Me Tremblay figure dans les éditions 2005 et 2006 du répertoire American Lawyers Guide to the Leading 500 Lawyers in Canada, publié par Lexpert, à titre d’avocat chef de file dans les domaines des recours collectifs, du litige commercial des entreprises, du litige en valeurs mobilières et de la responsabilité des dirigeants et des administrateurs. En octobre 2005, son nom figurait sur la liste des « Top 100 Canada-US Litigators » publiée dans leFinancial Post et il a été nommé avocat de l’année en litige « survie de l’entreprise à risque » à Montréal dans l’édition 2011 de la revue Best Lawyers in Canada.

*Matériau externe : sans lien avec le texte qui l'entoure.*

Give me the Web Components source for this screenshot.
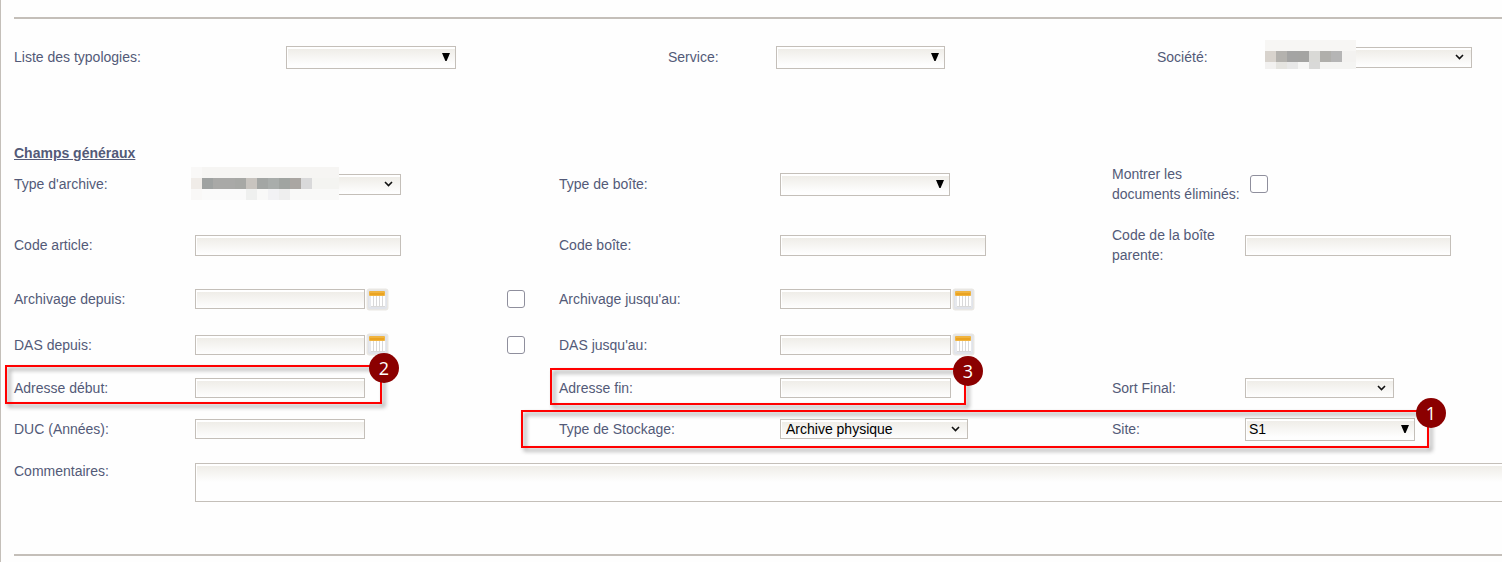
<!DOCTYPE html>
<html lang="fr">
<head>
<meta charset="utf-8">
<title>Recherche d'archives</title>
<style>
  html, body { margin: 0; background: #fefefe; }
  body { overflow-x: hidden; font: 14px/20px "Liberation Sans", Arial, sans-serif; color: #535a78; }
</style>
</head>
<body>
<search-panel>
  <form-row slot="filters" layout="filters">
    <form-field label="Liste des typologies:" type="combo" style="--c:1;--w:170px"></form-field>
    <form-field label="Service:" type="combo" style="--c:3;--w:169px"></form-field>
    <form-field label="Société:" type="select" style="--c:5;--w:207px"><pixel-mask kind="company"></pixel-mask></form-field>
  </form-row>

  <form-row style="--h:42px;--after:9px">
    <form-field label="Type d'archive:" type="select" style="--c:1;--w:206px"><pixel-mask kind="archive"></pixel-mask></form-field>
    <form-field label="Type de boîte:" type="combo" style="--c:4;--w:170px"></form-field>
    <form-field label="Montrer les documents éliminés:" type="check" style="--c:6;--indent:5px"></form-field>
  </form-row>
  <form-row style="--h:62px">
    <form-field label="Code article:" type="text" style="--c:1;--w:206px"></form-field>
    <form-field label="Code boîte:" type="text" style="--c:4;--w:206px"></form-field>
    <form-field label="Code de la boîte parente:" type="text" style="--c:6;--w:206px"></form-field>
  </form-row>
  <form-row style="--h:46px;--field:20px">
    <form-field label="Archivage depuis:" type="date" style="--c:1;--w:170px"></form-field>
    <form-field name="Activer la période d'archivage" type="check" style="--c:2"></form-field>
    <form-field label="Archivage jusqu'au:" type="date" style="--c:4;--w:171px"></form-field>
  </form-row>
  <form-row style="--h:45px;--field:20px">
    <form-field label="DAS depuis:" type="date" style="--c:1;--w:170px"></form-field>
    <form-field name="Activer la période DAS" type="check" style="--c:2"></form-field>
    <form-field label="DAS jusqu'au:" type="date" style="--c:4;--w:171px"></form-field>
  </form-row>
  <form-row style="--h:42px;--field:20px">
    <form-field label="Adresse début:" type="text" style="--c:1;--w:170px"></form-field>
    <form-field label="Adresse fin:" type="text" style="--c:4;--w:171px"></form-field>
    <form-field label="Sort Final:" type="select" style="--c:6;--w:149px"></form-field>
    <call-out style="grid-column:1/3;inset:-2px 125px 5px -9px">2</call-out>
    <call-out style="grid-column:4/6;inset:1px 146px 4px -9px">3</call-out>
  </form-row>
  <form-row style="--h:40px;--field:20px">
    <form-field label="DUC (Années):" type="text" style="--c:1;--w:170px"></form-field>
    <form-field label="Type de Stockage:" type="select" value="Archive physique" style="--c:4;--w:188px"></form-field>
    <form-field label="Site:" type="combo" value="S1" style="--c:6;--w:170px"></form-field>
    <call-out style="grid-column:4/8;inset:1px 73px 1px -38px">1</call-out>
  </form-row>
  <form-row layout="wide" style="--h:67px">
    <form-field label="Commentaires:" type="area" style="--c:1"></form-field>
  </form-row>
</search-panel>

<script>
class SearchPanel extends HTMLElement {
  constructor() {
    super();
    this.attachShadow({ mode: 'open' }).innerHTML = `
      <style>
        :host { display: block; box-sizing: border-box; min-height: 100vh; padding: 17px 0 6px 13px; border-left: 1px solid #c4bfb9; }
        hr { height: 2px; margin: 0; border: 0; background: #c4bfb9; }
        h2 { margin: 48px 0 0; font-size: 14px; line-height: 20px; text-decoration: underline; }
        .end { margin-top: 38px; }
      </style>
      <hr>
      <slot name="filters"></slot>
      <h2>Champs généraux</h2>
      <slot></slot>
      <hr class="end">`;
  }
}

class FormRow extends HTMLElement {
  constructor() {
    super();
    this.attachShadow({ mode: 'open' }).innerHTML = `
      <style>
        :host { display: grid; position: relative; align-items: center; min-height: var(--h, 76px); margin-bottom: var(--after, 0);
          grid-template-columns: minmax(0,181fr) minmax(0,312fr) minmax(0,52fr) minmax(0,221fr) minmax(0,332fr) minmax(0,133fr) minmax(0,257fr); }
        :host([layout="filters"]) { grid-template-columns: minmax(0,272fr) minmax(0,382fr) minmax(0,108fr) minmax(0,381fr) minmax(0,108fr) minmax(0,237fr); }
        :host([layout="wide"]) { grid-template-columns: minmax(0,181fr) minmax(0,1307fr); }
      </style>
      <slot></slot>`;
  }
}

const CHEVRON = '<svg class="arrow" width="9" height="6" viewBox="0 0 9 6" aria-hidden="true"><path d="M1 1 4.5 4.5 8 1" fill="none" stroke="#111" stroke-width="1.6"/></svg>';
const TRIANGLE = '<svg class="arrow" width="8" height="8" viewBox="0 0 8 8" aria-hidden="true"><path d="M0 0h8L4.6 8H3.4z" fill="#000"/></svg>';
const CALENDAR = `<svg width="23" height="23" viewBox="0 0 23 23" aria-hidden="true">
  <rect x=".5" y=".5" width="22" height="22" rx="3" fill="#e9e7e3"/>
  <rect x="2" y="2" width="19" height="19" rx="2" fill="#e0e3ea"/>
  <path d="M3 8h17v11H3z" fill="#e6e8ec"/>
  <path d="M5 8h2v10H5zM8 8h2v10H8zM11 8h2v10h-2zM14 8h2v10h-2zM17 8h2v10h-2z" fill="#fff"/>
  <path d="M7 8h1v10H7zM10 8h1v10h-1zM13 8h1v10h-1zM16 8h1v10h-1z" fill="#d9d9da"/>
  <path d="M5 18h14v1H5z" fill="#d9d9d9"/>
  <rect x="3" y="3" width="16" height="5" rx="1" fill="#f0b440"/>
  <path d="M4 5h14v2H4z" fill="#eaa322"/>
</svg>`;

class FormField extends HTMLElement {
  connectedCallback() {
    if (this.shadowRoot) return;
    const type = this.getAttribute('type');
    const label = this.getAttribute('label');
    const value = this.getAttribute('value') || '';
    const name = label ? '' : `aria-label="${this.getAttribute('name')}"`;
    const select = `<select id="c"><option>${value}</option></select>`;
    const control = {
      text: '<input id="c" type="text">',
      date: `<input id="c" type="text"><button type="button" aria-label="Ouvrir le calendrier">${CALENDAR}</button>`,
      check: `<input id="c" type="checkbox" ${name}>`,
      area: '<textarea id="c"></textarea>',
      select: select + CHEVRON,
      combo: select + TRIANGLE
    }[type];
    this.attachShadow({ mode: 'open' }).innerHTML = `
      <style>
        :host { display: contents; }
        label { grid-column: var(--c); grid-row: 1; }
        .control { grid-column: calc(var(--c) + 1); grid-row: 1; display: flex; align-items: center; position: relative; width: max-content; margin-left: var(--indent, 0); }
        input, select, textarea { box-sizing: border-box; margin: 0; font: inherit; color: #000; border: 1px solid #c4bfb9; border-radius: 0;
          background: #fff linear-gradient(#efede8, #fefefe 16px) 1px 2px / 100% 100% no-repeat; }
        input[type="text"] { width: var(--w); height: var(--field, 21px); padding: 0 4px; }
        select { appearance: none; width: var(--w); height: var(--field, 21px); padding: 0 20px 0 5px; line-height: 18px; }
        .combo select { height: 23px; padding-left: 3px; }
        .arrow { position: absolute; right: 8px; pointer-events: none; }
        .combo .arrow { right: 6px; }
        input[type="checkbox"] { appearance: none; width: 18px; height: 18px; border: 1px solid #8f8f9d; border-radius: 3px; background: #fff; }
        button { display: block; margin: 0 0 0 1px; padding: 0; border: 0; background: none; height: 23px; }
        .area { width: auto; align-self: start; margin-right: -4px; }
        textarea { width: 100%; height: 39px; resize: none; margin-top: 14px; }
        .area-label { align-self: start; margin-top: 12px; }
      </style>
      ${label ? `<label class="${type}-label" for="c">${label}</label>` : ''}
      <div class="control ${type}">${control}<slot></slot></div>`;
  }
}

/* Mosaic that hides a confidential value; each cell is 11px wide. */
const MASKS = {
  company: { w: 91, h: 29, x: 0, y: -7, rows: [
    ['#f7f6f4'],
    ['#d8d3cd', '#b4b2ae', '#a4a4a3', '#a4a4a2', '#d9d9d6', '#b0afab', '#b5b5b5', '#f3f2f0'],
    ['#f2f1f0', '#e5e4e0', '#e8e8e8', '#f6f6f5', '#d9d9d8', '#f4f4f2'] ] },
  archive: { w: 148, h: 33, x: -4, y: -7, rows: [
    ['#f9f8f7', '#f6f5f3'],
    ['#f0ece8', '#9fa2a1', '#a9a9a7', '#a9a9a7', '#a7a8a5', '#c8c4bf', '#a3a6a4', '#a9adab', '#a0a4a1', '#aaa6a2', '#d9d9da', '#f4f4f1'],
    ['#f9f8f7', '#fafafa', '#fafafa', '#fafafa', '#fafafa', '#eff0ef', '#f9f9f8', '#f2f2f4', '#eeeeee', '#f9f9f8'] ] }
};
class PixelMask extends HTMLElement {
  connectedCallback() {
    if (this.shadowRoot) return;
    const m = MASKS[this.getAttribute('kind')];
    const cells = m.rows.map((row, r) => row.map((fill, i) =>
      `<rect x="${i * 11}" y="${r * 11}" width="${i === row.length - 1 ? m.w - i * 11 : 11}" height="11" fill="${fill}"/>`).join('')).join('');
    this.attachShadow({ mode: 'open' }).innerHTML = `
      <style>:host { display: block; position: absolute; left: ${m.x}px; top: ${m.y}px; } svg { display: block; }</style>
      <svg width="${m.w}" height="${m.h}" shape-rendering="crispEdges" aria-hidden="true">${cells}</svg>`;
  }
}

class CallOut extends HTMLElement {
  constructor() {
    super();
    this.attachShadow({ mode: 'open' }).innerHTML = `
      <style>
        :host { display: block; position: absolute; z-index: 1; pointer-events: none; }
        .frame { box-sizing: border-box; height: 100%; border: 2px solid #f00; filter: drop-shadow(3px 3px 2px rgba(0,0,0,.45)); }
        .badge { position: absolute; right: -17px; top: -12px; width: 30px; height: 30px; border-radius: 50%; background: #8b0000; color: #fff;
          font: 18px/30px "Open Sans", sans-serif; text-align: center; }
      </style>
      <div class="frame"></div><span class="badge"><slot></slot></span>`;
  }
}

customElements.define('search-panel', SearchPanel);
customElements.define('form-row', FormRow);
customElements.define('form-field', FormField);
customElements.define('pixel-mask', PixelMask);
customElements.define('call-out', CallOut);
</script>
</body>
</html>
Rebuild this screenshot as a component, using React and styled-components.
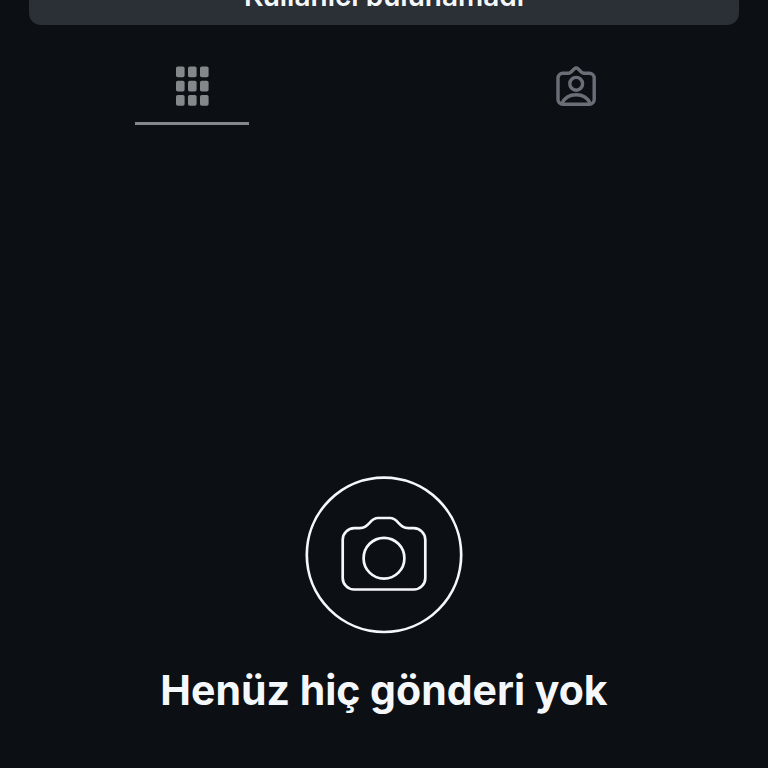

Me Tremblay a reçu un baccalauréat ès arts de l’Université Laval (Québec) en 1964 et a obtenu un certificat d’études économiques et sa licence en droit de la Faculté de droit de l’Université d’Ottawa en 1967. Il a été admis au Barreau du Québec en 1968. En 1969, il a obtenu un diplôme d’études supérieures en droit public de l’Université d’Ottawa. Il a été secrétaire juridique à la Cour suprême du Canada de 1967 à 1969. Il a été nommé conseil de la reine en décembre 1987, est devenu membre de l’Ordre du Canada en décembre 2003 et Officier de l’Ordre national du Québec en juin 2005, a reçu le titre d’avocat émérite en mai 2010, est présentement vice-président de la Fédération des ordre professionnels de juristes du Canada ainsi que Président de la Commission ‘’Avenir de l’avocat’’ de l’Union Internationale des Avocats.
Me Tremblay a été Bâtonnier du Québec de 2008 à 2009.